[SOURCE DATA]
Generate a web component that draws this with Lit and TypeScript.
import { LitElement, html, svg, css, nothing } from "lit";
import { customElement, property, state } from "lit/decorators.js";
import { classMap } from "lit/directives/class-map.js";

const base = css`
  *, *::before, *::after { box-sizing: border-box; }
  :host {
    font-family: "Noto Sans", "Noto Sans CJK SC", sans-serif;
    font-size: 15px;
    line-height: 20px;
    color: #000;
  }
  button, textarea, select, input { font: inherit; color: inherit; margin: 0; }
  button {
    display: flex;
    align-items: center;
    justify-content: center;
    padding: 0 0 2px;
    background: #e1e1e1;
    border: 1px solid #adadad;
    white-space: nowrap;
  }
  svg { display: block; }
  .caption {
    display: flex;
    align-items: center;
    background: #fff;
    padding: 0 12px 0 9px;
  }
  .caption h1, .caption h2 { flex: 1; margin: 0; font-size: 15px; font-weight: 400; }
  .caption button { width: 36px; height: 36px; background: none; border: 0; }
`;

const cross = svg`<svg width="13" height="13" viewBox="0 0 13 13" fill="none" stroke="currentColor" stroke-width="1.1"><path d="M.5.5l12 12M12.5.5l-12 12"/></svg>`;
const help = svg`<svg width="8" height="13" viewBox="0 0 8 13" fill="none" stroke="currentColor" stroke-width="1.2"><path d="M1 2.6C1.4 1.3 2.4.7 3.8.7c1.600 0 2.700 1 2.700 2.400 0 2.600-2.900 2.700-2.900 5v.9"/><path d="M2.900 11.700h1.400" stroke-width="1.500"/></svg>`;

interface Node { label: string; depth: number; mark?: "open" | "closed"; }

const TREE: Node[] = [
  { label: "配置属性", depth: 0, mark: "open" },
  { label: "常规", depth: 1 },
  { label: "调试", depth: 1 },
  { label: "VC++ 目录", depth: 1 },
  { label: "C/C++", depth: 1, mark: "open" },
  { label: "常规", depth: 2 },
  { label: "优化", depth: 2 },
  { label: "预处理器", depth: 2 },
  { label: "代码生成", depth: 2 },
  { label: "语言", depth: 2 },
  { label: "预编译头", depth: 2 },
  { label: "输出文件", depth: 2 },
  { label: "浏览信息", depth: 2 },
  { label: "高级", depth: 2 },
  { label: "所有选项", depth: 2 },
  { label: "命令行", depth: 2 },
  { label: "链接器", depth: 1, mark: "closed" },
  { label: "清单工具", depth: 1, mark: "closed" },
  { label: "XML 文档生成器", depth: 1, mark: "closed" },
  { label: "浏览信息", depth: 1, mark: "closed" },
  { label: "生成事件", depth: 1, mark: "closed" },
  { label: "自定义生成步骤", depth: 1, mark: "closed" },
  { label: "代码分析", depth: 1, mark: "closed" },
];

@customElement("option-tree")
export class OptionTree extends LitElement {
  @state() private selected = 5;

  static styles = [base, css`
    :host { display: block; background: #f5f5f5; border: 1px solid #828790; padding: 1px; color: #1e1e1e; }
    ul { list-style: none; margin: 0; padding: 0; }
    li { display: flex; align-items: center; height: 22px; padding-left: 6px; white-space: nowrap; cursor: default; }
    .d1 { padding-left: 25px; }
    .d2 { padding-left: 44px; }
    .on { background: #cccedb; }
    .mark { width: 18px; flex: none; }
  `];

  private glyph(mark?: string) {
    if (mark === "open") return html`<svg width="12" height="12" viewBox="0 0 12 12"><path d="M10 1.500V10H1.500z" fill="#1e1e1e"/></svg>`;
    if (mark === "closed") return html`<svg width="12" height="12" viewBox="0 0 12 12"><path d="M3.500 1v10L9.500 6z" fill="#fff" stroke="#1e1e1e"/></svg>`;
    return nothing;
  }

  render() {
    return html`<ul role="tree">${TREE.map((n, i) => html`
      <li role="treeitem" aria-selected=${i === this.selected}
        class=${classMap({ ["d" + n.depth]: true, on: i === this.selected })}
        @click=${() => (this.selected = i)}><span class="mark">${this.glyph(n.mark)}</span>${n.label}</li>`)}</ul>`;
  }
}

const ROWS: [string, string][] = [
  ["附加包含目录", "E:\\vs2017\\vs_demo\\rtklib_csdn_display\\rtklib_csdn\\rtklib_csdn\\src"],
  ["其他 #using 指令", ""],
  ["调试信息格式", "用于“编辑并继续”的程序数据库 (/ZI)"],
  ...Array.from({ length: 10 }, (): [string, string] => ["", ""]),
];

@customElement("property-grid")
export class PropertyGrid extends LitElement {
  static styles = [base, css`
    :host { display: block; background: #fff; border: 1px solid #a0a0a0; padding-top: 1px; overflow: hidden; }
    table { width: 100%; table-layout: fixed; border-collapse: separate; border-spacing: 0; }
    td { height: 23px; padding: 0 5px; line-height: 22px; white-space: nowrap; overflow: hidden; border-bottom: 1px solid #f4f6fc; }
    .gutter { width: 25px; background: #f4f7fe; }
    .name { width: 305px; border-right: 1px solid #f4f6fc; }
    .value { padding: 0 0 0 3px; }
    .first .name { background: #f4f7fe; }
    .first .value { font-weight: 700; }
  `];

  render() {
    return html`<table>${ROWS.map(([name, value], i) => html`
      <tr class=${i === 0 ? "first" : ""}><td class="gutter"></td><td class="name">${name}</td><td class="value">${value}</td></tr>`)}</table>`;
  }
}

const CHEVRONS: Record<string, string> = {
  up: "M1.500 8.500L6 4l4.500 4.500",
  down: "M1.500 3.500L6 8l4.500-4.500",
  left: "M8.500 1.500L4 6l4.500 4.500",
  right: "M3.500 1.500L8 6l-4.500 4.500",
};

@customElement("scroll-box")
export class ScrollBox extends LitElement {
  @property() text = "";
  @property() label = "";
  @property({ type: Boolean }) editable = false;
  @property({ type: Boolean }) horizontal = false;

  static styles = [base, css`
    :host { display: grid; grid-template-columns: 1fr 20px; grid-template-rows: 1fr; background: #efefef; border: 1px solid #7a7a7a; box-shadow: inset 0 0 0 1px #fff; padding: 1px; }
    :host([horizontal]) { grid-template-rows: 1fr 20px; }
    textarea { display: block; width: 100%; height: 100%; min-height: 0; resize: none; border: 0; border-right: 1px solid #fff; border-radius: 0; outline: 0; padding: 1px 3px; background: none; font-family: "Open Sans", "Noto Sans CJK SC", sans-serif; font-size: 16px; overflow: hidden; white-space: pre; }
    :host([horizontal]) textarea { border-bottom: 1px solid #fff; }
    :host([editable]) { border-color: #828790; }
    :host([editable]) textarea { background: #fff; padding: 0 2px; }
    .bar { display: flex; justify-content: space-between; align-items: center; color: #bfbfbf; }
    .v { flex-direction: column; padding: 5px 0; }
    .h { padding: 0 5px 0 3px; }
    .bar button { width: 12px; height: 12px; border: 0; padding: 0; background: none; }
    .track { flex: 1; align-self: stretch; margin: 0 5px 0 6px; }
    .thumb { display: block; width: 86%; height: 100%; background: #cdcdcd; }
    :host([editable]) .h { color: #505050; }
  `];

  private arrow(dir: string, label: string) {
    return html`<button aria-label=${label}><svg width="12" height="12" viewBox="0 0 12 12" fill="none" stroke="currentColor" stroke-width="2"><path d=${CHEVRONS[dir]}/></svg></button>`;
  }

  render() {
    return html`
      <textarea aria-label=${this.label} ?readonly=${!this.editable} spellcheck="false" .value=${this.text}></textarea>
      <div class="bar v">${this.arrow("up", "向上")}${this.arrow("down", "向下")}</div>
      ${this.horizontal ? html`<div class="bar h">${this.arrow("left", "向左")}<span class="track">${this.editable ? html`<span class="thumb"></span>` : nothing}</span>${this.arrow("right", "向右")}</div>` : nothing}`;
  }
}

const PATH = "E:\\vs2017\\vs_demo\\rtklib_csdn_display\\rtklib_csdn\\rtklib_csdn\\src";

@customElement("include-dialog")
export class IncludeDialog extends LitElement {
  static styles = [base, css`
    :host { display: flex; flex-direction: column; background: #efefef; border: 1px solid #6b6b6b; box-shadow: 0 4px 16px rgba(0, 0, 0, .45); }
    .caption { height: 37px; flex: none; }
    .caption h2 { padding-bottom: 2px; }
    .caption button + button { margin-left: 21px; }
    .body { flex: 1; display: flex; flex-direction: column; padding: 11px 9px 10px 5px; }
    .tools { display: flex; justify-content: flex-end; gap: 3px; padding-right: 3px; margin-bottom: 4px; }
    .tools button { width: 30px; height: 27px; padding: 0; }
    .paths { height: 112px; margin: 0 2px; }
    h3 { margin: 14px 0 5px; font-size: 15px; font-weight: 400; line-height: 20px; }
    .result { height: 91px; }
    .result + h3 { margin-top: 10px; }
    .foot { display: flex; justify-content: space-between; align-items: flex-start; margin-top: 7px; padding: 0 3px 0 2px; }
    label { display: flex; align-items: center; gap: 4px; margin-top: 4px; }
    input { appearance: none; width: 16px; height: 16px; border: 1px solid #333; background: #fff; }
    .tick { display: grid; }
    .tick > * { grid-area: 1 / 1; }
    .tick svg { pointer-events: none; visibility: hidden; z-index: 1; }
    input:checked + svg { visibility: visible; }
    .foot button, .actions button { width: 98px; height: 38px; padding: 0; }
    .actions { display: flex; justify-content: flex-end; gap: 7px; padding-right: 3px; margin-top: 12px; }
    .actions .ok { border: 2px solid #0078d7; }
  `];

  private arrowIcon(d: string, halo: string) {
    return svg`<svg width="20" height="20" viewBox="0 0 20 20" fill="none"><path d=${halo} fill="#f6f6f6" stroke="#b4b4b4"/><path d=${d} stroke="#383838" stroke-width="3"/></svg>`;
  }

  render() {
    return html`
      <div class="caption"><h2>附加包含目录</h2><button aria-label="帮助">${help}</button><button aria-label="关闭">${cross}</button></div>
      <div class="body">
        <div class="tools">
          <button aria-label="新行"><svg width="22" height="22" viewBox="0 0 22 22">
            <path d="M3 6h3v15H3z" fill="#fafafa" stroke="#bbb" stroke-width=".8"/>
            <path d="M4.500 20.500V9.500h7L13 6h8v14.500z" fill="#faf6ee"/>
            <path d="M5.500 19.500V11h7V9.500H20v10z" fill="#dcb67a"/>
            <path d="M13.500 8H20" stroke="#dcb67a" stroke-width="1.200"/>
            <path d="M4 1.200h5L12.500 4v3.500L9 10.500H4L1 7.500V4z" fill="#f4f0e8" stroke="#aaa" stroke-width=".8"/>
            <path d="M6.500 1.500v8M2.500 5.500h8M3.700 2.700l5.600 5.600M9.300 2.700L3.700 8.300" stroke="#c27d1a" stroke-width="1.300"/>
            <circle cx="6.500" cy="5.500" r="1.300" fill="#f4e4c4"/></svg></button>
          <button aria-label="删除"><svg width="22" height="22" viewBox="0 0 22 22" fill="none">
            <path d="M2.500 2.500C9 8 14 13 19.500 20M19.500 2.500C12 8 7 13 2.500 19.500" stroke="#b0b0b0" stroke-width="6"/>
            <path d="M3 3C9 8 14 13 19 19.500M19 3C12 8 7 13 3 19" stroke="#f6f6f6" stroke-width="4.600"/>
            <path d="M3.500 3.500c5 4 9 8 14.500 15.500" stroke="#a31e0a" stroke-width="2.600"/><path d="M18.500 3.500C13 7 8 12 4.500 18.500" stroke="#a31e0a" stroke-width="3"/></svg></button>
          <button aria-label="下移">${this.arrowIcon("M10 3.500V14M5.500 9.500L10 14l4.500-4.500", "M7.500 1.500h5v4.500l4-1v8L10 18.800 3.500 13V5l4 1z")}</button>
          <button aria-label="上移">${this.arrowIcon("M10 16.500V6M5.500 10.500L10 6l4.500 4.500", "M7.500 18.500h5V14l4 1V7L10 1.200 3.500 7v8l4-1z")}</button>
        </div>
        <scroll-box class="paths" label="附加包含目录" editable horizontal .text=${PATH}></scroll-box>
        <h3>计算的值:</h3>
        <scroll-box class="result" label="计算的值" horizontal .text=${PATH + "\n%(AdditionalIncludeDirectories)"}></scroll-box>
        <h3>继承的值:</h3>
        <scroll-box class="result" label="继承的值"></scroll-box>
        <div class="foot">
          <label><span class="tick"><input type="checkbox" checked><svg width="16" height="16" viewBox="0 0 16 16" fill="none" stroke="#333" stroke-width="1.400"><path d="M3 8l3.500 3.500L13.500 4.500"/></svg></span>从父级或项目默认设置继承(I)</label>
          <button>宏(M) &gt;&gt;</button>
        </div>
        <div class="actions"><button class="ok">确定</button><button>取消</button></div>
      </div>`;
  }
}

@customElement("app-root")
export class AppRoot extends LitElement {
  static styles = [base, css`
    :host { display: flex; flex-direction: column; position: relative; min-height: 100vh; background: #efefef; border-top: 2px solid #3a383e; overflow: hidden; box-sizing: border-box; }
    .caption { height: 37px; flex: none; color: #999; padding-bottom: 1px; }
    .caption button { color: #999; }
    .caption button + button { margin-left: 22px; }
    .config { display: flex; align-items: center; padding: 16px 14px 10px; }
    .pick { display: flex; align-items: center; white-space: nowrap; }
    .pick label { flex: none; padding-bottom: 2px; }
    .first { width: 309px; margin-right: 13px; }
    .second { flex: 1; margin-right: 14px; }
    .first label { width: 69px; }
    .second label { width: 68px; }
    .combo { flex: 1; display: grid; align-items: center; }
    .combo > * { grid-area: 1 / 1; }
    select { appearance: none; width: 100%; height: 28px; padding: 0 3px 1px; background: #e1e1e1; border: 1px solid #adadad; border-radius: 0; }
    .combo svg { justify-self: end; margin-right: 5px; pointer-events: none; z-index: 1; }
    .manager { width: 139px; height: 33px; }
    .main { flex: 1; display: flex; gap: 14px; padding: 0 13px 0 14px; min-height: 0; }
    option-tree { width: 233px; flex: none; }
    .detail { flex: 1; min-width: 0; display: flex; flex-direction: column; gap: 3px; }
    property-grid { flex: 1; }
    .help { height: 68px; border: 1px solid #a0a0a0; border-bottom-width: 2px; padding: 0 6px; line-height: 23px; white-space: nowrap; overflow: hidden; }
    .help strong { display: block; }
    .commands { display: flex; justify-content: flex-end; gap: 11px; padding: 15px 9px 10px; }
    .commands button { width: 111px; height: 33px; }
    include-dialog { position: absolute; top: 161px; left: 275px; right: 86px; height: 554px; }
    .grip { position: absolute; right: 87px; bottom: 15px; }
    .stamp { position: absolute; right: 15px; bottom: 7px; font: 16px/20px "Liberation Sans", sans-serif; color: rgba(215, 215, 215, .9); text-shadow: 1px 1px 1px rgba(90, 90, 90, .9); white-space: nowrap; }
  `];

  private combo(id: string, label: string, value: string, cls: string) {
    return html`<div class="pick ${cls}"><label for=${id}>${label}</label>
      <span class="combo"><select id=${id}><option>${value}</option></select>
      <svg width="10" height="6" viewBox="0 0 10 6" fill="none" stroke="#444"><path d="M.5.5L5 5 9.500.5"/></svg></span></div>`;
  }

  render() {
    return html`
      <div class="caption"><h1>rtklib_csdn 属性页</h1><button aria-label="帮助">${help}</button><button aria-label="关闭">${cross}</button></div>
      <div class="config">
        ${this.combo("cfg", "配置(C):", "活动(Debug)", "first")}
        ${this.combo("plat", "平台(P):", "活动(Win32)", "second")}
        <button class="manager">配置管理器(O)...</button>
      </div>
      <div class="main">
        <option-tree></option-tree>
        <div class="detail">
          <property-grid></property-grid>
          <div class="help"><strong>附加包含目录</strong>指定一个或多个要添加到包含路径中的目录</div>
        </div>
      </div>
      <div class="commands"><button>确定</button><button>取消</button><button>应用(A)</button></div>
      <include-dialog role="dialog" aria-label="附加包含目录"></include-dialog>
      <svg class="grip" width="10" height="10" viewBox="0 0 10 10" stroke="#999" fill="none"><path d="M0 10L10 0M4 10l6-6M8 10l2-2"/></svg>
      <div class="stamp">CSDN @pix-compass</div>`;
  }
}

[INSTRUCTIONS TO FOLLOW]
Write out exactly the lines from the start of the material through the line with "string; depth: number;". No other output is expected.

[THE RESULT]
Generate a web component that draws this with Lit and TypeScript.
import { LitElement, html, svg, css, nothing } from "lit";
import { customElement, property, state } from "lit/decorators.js";
import { classMap } from "lit/directives/class-map.js";

const base = css`
  *, *::before, *::after { box-sizing: border-box; }
  :host {
    font-family: "Noto Sans", "Noto Sans CJK SC", sans-serif;
    font-size: 15px;
    line-height: 20px;
    color: #000;
  }
  button, textarea, select, input { font: inherit; color: inherit; margin: 0; }
  button {
    display: flex;
    align-items: center;
    justify-content: center;
    padding: 0 0 2px;
    background: #e1e1e1;
    border: 1px solid #adadad;
    white-space: nowrap;
  }
  svg { display: block; }
  .caption {
    display: flex;
    align-items: center;
    background: #fff;
    padding: 0 12px 0 9px;
  }
  .caption h1, .caption h2 { flex: 1; margin: 0; font-size: 15px; font-weight: 400; }
  .caption button { width: 36px; height: 36px; background: none; border: 0; }
`;

const cross = svg`<svg width="13" height="13" viewBox="0 0 13 13" fill="none" stroke="currentColor" stroke-width="1.1"><path d="M.5.5l12 12M12.5.5l-12 12"/></svg>`;
const help = svg`<svg width="8" height="13" viewBox="0 0 8 13" fill="none" stroke="currentColor" stroke-width="1.2"><path d="M1 2.6C1.4 1.3 2.4.7 3.8.7c1.600 0 2.700 1 2.700 2.400 0 2.600-2.900 2.700-2.900 5v.9"/><path d="M2.900 11.700h1.400" stroke-width="1.500"/></svg>`;

interface Node { label: string; depth: number; mark?: "open" | "closed"; }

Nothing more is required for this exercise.